Warriner's English Grammar and Composition
- First Course through Fifth Course; Complete Course
- Author: John E. Warriner
- Discipline: English grammar and composition
- Publisher: Harcourt Brace Jovanovich
- Published: 1946
- No. of books: Six

= Warriner's English Grammar and Composition =

American textbook series

Warriner's English Grammar and Composition is a series of textbooks on English grammar and composition by John E. Warriner, consisting initially of six books targeted at grades 6 through 12, in numerous editions, with publication beginning in 1946 and a 7th book added in 1959. Last revised in 1981, the series was still in print at the time of Warriner's death in 1987. Publisher Harcourt Brace Jovanovich described it as "one of the best selling series in textbook publishing history", with over 30 million copies sold.

Books of the series have been published in large-print, Braille, audiobook, and e-book editions.

==History==
John E. Warriner (c. 1907–1987) earned a Bachelor's in English in 1930 from the University of Michigan, followed by a Master's from Harvard. He then taught at New Jersey State Teachers College, and later Garden City High School.

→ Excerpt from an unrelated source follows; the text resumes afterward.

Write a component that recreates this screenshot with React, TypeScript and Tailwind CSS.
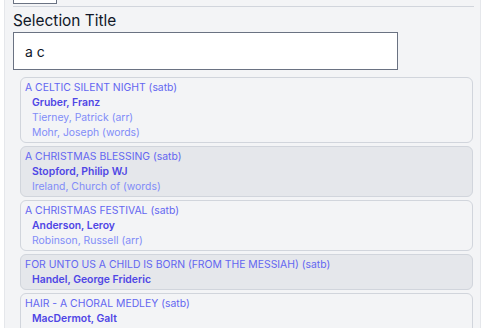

In 1942 or 1943, Warriner was approached by a publisher's sales representative about revising a grammar book dating from 1898. Warriner instead began writing chapters for a new book, which was published by Harcourt Brace as Warriner's Handbook of English, aimed at grades 9 and 10. This book was followed by a volume aimed at 11th and 12th graders. By 1956, the series had grown to six books, with a seventh added in 1959, spanning grades 6 through 12.

Warriner retired from teaching in 1962, and spent the following years working at Harcourt's offices a few days a week, and traveling to promote the series. He last revised the series in 1981.